In my opinion, it is so much easier and faster than from VisualGDB,
Ultimately what we need is a method that is as simple as the .NETMF experience. Even if that means no over the air debugging. As far as I understand, we have all the technology (in the form of .NETMF) to make it happen.
@ Dat - There’s no doubt for that Linux folks, deploying from a Linux tools environment to a Linux OS is straightforward, but you are addressing a community that has been faithfully using your entirely-not-Linux-based toolchain for years, which is why I find it valuable to provide Windows-based solutions that allow a much softer learning curve.
For talented Linux-jockeys, authoring from Ubuntu (say, in Eclipse CDT) is one way to go, but for Windows-jockeys, “Learn Linux-based development” is a pretty steep, and not entirely necessary, first step.

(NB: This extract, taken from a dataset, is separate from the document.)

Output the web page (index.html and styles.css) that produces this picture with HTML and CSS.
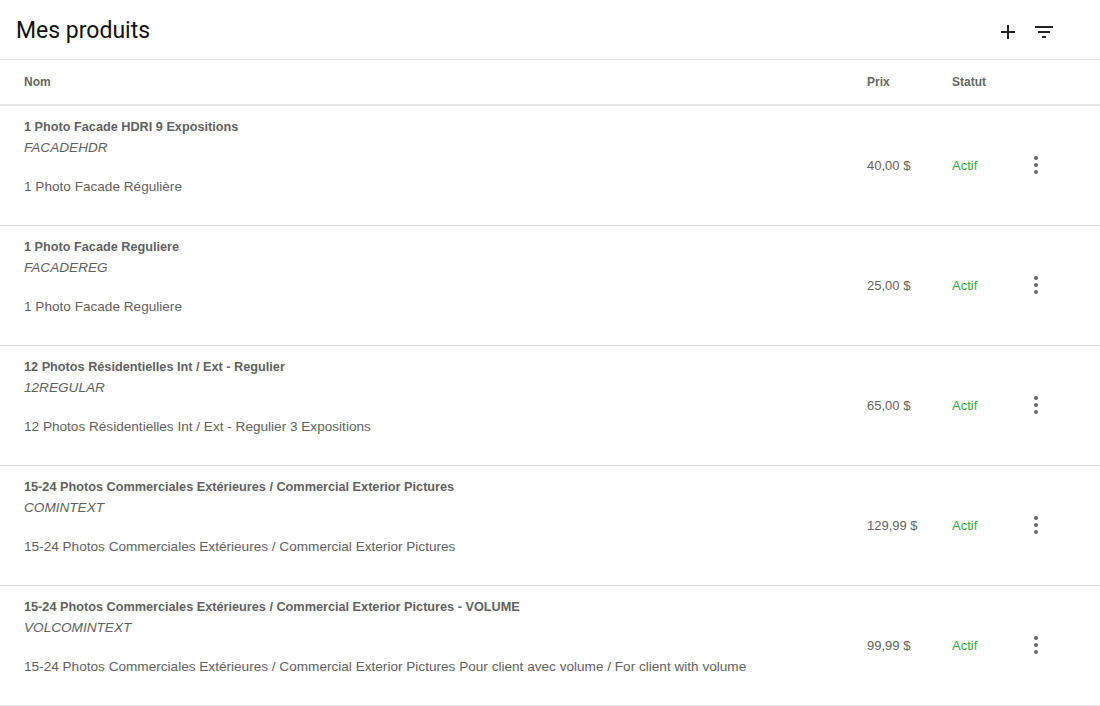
FILE: index.html
```html
<!DOCTYPE html>
<html lang="fr">
<head>
<meta charset="utf-8">
<title>Mes produits</title>
<link rel="stylesheet" href="styles.css">
</head>
<body>
<div class="page">
  <header class="topbar">
    <h1 class="title">Mes produits</h1>
    <div class="actions">
      <button class="icon-btn" aria-label="Ajouter">
        <svg width="24" height="24" viewBox="0 0 24 24"><path d="M19 13h-6v6h-2v-6H5v-2h6V5h2v6h6v2z" fill="#222"/></svg>
      </button>
      <button class="icon-btn" aria-label="Filtrer">
        <svg width="24" height="24" viewBox="0 0 24 24"><path d="M10 18h4v-2h-4v2zM3 6v2h18V6H3zm3 7h12v-2H6v2z" fill="#222"/></svg>
      </button>
    </div>
  </header>
  <table class="products">
    <thead>
      <tr>
        <th class="c-name">Nom</th>
        <th class="c-price">Prix</th>
        <th class="c-status">Statut</th>
        <th class="c-menu"></th>
      </tr>
    </thead>
    <tbody>
      <tr>
        <td class="c-name">
          <div class="p-name">1 Photo Facade HDRI 9 Expositions</div>
          <div class="p-code">FACADEHDR</div>
          <div class="p-desc">1 Photo Facade Régulière</div>
        </td>
        <td class="c-price">40,00 $</td>
        <td class="c-status"><span class="active">Actif</span></td>
        <td class="c-menu"><span class="dots"><i></i><i></i><i></i></span></td>
      </tr>
      <tr>
        <td class="c-name">
          <div class="p-name">1 Photo Facade Reguliere</div>
          <div class="p-code">FACADEREG</div>
          <div class="p-desc">1 Photo Facade Reguliere</div>
        </td>
        <td class="c-price">25,00 $</td>
        <td class="c-status"><span class="active">Actif</span></td>
        <td class="c-menu"><span class="dots"><i></i><i></i><i></i></span></td>
      </tr>
      <tr>
        <td class="c-name">
          <div class="p-name">12 Photos Résidentielles Int / Ext - Regulier</div>
          <div class="p-code">12REGULAR</div>
          <div class="p-desc">12 Photos Résidentielles Int / Ext - Regulier 3 Expositions</div>
        </td>
        <td class="c-price">65,00 $</td>
        <td class="c-status"><span class="active">Actif</span></td>
        <td class="c-menu"><span class="dots"><i></i><i></i><i></i></span></td>
      </tr>
      <tr>
        <td class="c-name">
          <div class="p-name">15-24 Photos Commerciales Extérieures / Commercial Exterior Pictures</div>
          <div class="p-code">COMINTEXT</div>
          <div class="p-desc">15-24 Photos Commerciales Extérieures / Commercial Exterior Pictures</div>
        </td>
        <td class="c-price">129,99 $</td>
        <td class="c-status"><span class="active">Actif</span></td>
        <td class="c-menu"><span class="dots"><i></i><i></i><i></i></span></td>
      </tr>
      <tr>
        <td class="c-name">
          <div class="p-name">15-24 Photos Commerciales Extérieures / Commercial Exterior Pictures - VOLUME</div>
          <div class="p-code">VOLCOMINTEXT</div>
          <div class="p-desc">15-24 Photos Commerciales Extérieures / Commercial Exterior Pictures Pour client avec volume / For client with volume</div>
        </td>
        <td class="c-price">99,99 $</td>
        <td class="c-status"><span class="active">Actif</span></td>
        <td class="c-menu"><span class="dots"><i></i><i></i><i></i></span></td>
      </tr>
    </tbody>
  </table>
</div>
</body>
</html>
```
FILE: styles.css
```css
* { box-sizing: border-box; }
html, body { margin: 0; padding: 0; background: #fff; }
body { font-family: "Liberation Sans", Arial, sans-serif; color: #616161; }

.page { width: 1100px; }

.topbar {
  height: 60px;
  display: flex;
  align-items: center;
  justify-content: space-between;
  padding: 0 44px 0 16px;
  border-bottom: 1px solid #e0e0e0;
}
.title {
  margin: 0;
  font-family: Roboto, "Liberation Sans", sans-serif;
  font-weight: 400;
  font-size: 23px;
  color: #111;
  position: relative;
  top: 1px;
}
.actions { display: flex; gap: 12px; align-items: center; padding-top: 4px; }
.icon-btn {
  border: 0; background: none; padding: 0; margin: 0;
  width: 24px; height: 24px; display: flex; cursor: pointer;
}

.products { width: 100%; border-collapse: collapse; }
.products th {
  height: 45px;
  text-align: left;
  font-size: 12px;
  font-weight: 700;
  color: #666;
  border-bottom: 2px solid #e6e6e6;
  padding: 0;
}
.products td {
  height: 120px;
  border-bottom: 1px solid #e0e0e0;
  padding: 0;
  vertical-align: middle;
  font-size: 13px;
}
.c-name { padding-left: 24px !important; }
.products td.c-name { vertical-align: top; padding-top: 11px !important; }
.c-price { width: 85px; }
.c-status { width: 75px; }
.c-menu { width: 73px; }

.p-name { font-size: 12.7px; font-weight: 700; color: #616161; line-height: 20px; }
.p-code { font-size: 13.6px; font-style: italic; color: #616161; line-height: 21px; }
.p-desc { font-size: 13.6px; color: #616161; line-height: 20px; margin-top: 19px; }

.active { color: #3ca83a; }

.dots { display: flex; flex-direction: column; gap: 3px; width: 4px; margin-left: 7px; }
.dots i { display: block; width: 4px; height: 4px; border-radius: 50%; background: #666; }
```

@ Mr. John Smith - I mostly agree, but with a Linux core, there are much richer API surfaces (Mono instead of NETMF) and brick-proof IFU frameworks (Docker), that well exceed the capabilities of NETMF. I think it is more useful to make those “as easy as NETMF” than to make NETMF “as powerful as” those Linux frameworks.
I do believe it’s possible to make the step up to Linux softer and as easy as developing for NETMF. I am working to do that by facilitating direct deployment of Docker-encapsulated managed-code applications completely from within VS. Basically, under the covers, we would push to a Docker repository the same way you currently deploy to NETMF, complete with remote debug facilities. There are a few months of work ahead, but I have done one full-round-trip deployment, so it is possible.
For low end MCUs without an OS, I’d like to also see a brick-proof three-stage bootloader with built-in network IFU capability for NETMF - that would cover the low-end of the processor scale with similar capabilities, but I’m not working on that for now.
But that means you need to have a Linux machine running Ubuntu. As much as I like Linux & Ubuntu, my daily work horse is a Windows PC as all my development software will only run on Windows. This was the reason to pay for the VisualGDB in the first place.